Samuel Johnson was 13 when his life changed forever.
The young cello prodigy won the Sphinx competition for African-American and Latino string musicians.
"It was completely incredible," Johnson said. "I was competing against people that are coming from big schools, competitive areas. When they said I won, I didn't believe it. You know, I was stunned."
He toured the country, playing sold-out concerts. He had cello lessons with Yo Yo Ma, and met famed musicians Itzhak Perlman and the late Isaac Stern.
And behind every great young talent is usually a very involved parent -- in this case, Gretta Johnson, Samuel's mother.
"I am the one who pushes it," she said.
Samuel is one of nine adopted children in a financially strapped family.
"The whole family had kind of invested all of our time and resources so that he could do what he wanted to do," Gretta said.
Her talented young son seemed to have the world at his feet, but his smile masked deep unhappiness. As Samuel hit his mid-teens, his skyrocketing career didn't seem as fun as the carefree life of his peers.
"The fact that they could just go to school every day and hang out and be on the basketball team and the football team," Samuel said. "Just having a normal every day life -- and I think for me I always wanted that, always longed for that."
Samuel's good looks attracted plenty of girls, and he began to stay out all night. During a critical point in his development, he was leaving the cello behind.
"Adolescence is probably the most critical time," said Dr. David Feldman, a professor of child development at Tufts University. "If the talent can be sustained through that period, the chances are much greater that that child will have the opportunity to continue in that area as a young adult."
Unable to control Samuel's behavior, his parents sent him to a wilderness camp and then to a yearlong boarding school. When Samuel returned, he'd made a momentous decision about his music.
"I decided that it was something that I was going to put on the shelf indefinitely," Samuel said. "I felt like I shouldn't be in that spotlight. I shouldn't be there unless I had a more secure feeling with who I am."
Telling his parents was the hardest.
I was "really hurt and really angry with Sam that he would throw it all away," Gretta said.
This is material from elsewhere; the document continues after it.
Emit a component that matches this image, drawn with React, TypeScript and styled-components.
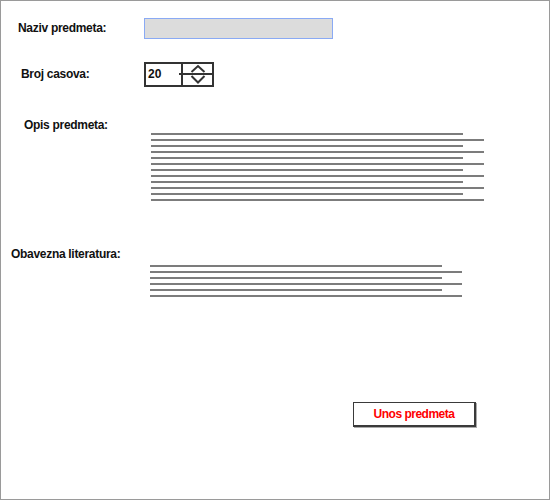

"Our relationship has been strained a lot," Samuel said. "Even to this day, it's still strained."
What once seemed wonderful was now a burden to the Johnsons. That's a struggle that Vanessa-Mae Nicholson (who uses only her first name professionally) knows well.
Vanessa-Mae began her career before she hit her teens, playing classical concerts. She then branched out as a crossover artist, even playing with Janet Jackson.
Now a successful 27-year-old woman, she still remembers the sacrifices she had to make.
"It was just a nonstop treadmill, from age 15 to 20, of just promotion and recording and touring," Vanessa-Mae said. "And that was nonstop. And I don't think I saw any of my school friends for five years, basically."
When she decided to stop having her mother manage her career, the sacrifice extended to her personal life.
"It was very tough," Vanessa-Mae said. "And we haven't really spoken for the last five years or so."
For Samuel Johnson, the right thing was to stop the roller coaster ride.
"Music is something that I'm learning to really enjoy for just the sake of playing music. Not the things that come along with music," Johnson said.
For Vanessa-Mae, the right thing to do was to continue the journey.
"I'm so lucky that I have found a profession that actually, to many people, is just a hobby," she said. "But I get to do that every day, and I love it."
Vanessa-Mae and Johnson took different paths that both lead to painful choices.
"What we can learn from prodigies and learn about ourselves," Feldman said, "is that for any of us, prodigies included, to have the opportunity to do in this world what we might be able to do with our gifts and talents and abilities is a very challenging process."